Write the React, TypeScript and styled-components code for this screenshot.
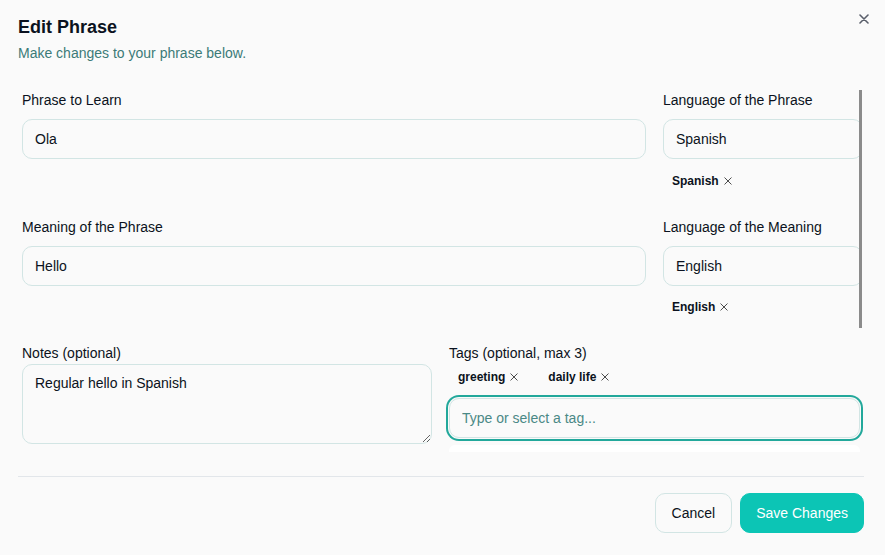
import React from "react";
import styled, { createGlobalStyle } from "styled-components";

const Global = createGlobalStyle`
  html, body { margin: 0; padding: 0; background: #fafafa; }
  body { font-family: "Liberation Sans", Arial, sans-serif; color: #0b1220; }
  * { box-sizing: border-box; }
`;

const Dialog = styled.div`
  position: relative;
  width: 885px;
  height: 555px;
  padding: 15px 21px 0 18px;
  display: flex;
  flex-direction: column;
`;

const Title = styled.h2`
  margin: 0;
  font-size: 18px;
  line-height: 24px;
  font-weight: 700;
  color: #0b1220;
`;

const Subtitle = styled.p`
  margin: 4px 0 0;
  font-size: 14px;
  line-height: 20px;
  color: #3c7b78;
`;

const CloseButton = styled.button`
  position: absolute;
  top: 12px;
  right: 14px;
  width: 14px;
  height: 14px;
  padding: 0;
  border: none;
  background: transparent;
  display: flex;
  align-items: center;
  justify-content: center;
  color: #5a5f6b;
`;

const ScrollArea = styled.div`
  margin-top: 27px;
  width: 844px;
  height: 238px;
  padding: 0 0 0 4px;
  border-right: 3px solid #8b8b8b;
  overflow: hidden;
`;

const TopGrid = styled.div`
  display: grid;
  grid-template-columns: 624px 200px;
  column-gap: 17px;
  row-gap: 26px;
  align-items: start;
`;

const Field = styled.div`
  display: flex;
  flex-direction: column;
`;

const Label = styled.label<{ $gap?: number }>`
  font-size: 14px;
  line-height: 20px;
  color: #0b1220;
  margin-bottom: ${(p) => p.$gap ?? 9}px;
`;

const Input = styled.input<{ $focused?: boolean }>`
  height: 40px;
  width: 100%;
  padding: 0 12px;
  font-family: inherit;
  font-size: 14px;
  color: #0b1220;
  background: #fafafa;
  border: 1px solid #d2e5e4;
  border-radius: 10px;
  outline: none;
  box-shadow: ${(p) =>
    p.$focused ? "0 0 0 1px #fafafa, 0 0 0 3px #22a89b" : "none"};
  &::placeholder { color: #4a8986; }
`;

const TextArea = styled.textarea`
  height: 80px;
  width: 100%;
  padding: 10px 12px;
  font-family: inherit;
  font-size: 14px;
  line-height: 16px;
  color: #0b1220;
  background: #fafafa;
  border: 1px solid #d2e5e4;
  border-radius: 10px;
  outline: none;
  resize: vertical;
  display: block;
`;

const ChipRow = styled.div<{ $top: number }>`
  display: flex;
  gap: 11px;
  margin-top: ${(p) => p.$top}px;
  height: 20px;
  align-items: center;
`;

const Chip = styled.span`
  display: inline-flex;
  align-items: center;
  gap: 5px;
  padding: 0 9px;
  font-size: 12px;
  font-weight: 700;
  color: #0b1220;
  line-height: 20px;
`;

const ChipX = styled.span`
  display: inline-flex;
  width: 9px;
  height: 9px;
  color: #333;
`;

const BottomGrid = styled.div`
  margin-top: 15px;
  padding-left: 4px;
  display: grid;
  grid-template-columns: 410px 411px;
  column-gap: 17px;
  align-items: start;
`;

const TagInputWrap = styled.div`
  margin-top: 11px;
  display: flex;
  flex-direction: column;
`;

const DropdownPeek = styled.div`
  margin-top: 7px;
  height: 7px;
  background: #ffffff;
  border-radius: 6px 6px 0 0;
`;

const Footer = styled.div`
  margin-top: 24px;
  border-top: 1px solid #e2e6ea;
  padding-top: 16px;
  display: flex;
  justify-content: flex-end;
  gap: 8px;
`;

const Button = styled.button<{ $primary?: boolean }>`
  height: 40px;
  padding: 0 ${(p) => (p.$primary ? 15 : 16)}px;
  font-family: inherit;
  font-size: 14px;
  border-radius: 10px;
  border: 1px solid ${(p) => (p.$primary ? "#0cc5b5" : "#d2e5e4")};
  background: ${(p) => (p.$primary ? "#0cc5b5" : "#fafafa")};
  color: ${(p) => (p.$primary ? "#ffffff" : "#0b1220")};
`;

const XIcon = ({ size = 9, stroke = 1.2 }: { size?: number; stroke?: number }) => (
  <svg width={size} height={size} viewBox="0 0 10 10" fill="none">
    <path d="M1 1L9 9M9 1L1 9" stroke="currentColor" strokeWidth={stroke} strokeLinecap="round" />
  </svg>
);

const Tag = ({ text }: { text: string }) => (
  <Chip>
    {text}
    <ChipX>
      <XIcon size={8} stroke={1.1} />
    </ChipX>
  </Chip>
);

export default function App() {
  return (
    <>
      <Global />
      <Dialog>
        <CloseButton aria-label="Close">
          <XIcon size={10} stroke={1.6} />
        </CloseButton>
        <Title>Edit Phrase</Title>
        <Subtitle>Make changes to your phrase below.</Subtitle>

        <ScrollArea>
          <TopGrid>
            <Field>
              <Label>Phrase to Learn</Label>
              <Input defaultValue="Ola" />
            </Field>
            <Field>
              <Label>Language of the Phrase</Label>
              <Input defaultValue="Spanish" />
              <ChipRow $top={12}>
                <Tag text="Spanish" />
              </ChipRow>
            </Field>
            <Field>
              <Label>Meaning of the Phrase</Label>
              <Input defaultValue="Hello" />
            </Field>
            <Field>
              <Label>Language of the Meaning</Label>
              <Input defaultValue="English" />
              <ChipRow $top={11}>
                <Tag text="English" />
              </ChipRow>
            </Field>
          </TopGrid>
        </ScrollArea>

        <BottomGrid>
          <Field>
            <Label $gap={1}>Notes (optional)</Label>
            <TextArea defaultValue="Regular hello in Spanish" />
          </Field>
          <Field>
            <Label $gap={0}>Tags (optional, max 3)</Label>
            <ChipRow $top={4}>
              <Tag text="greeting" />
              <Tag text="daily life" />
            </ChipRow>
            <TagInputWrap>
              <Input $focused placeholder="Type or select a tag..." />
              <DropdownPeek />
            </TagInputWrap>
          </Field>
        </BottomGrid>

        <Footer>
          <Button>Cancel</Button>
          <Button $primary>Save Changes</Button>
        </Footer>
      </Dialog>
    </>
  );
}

_ _ _ _ _

WHAT IS BEING ASKED: Search the lines above for the string "React", then show every one that has it.

WRITTEN ANSWER:
Write the React, TypeScript and styled-components code for this screenshot.
import React from "react";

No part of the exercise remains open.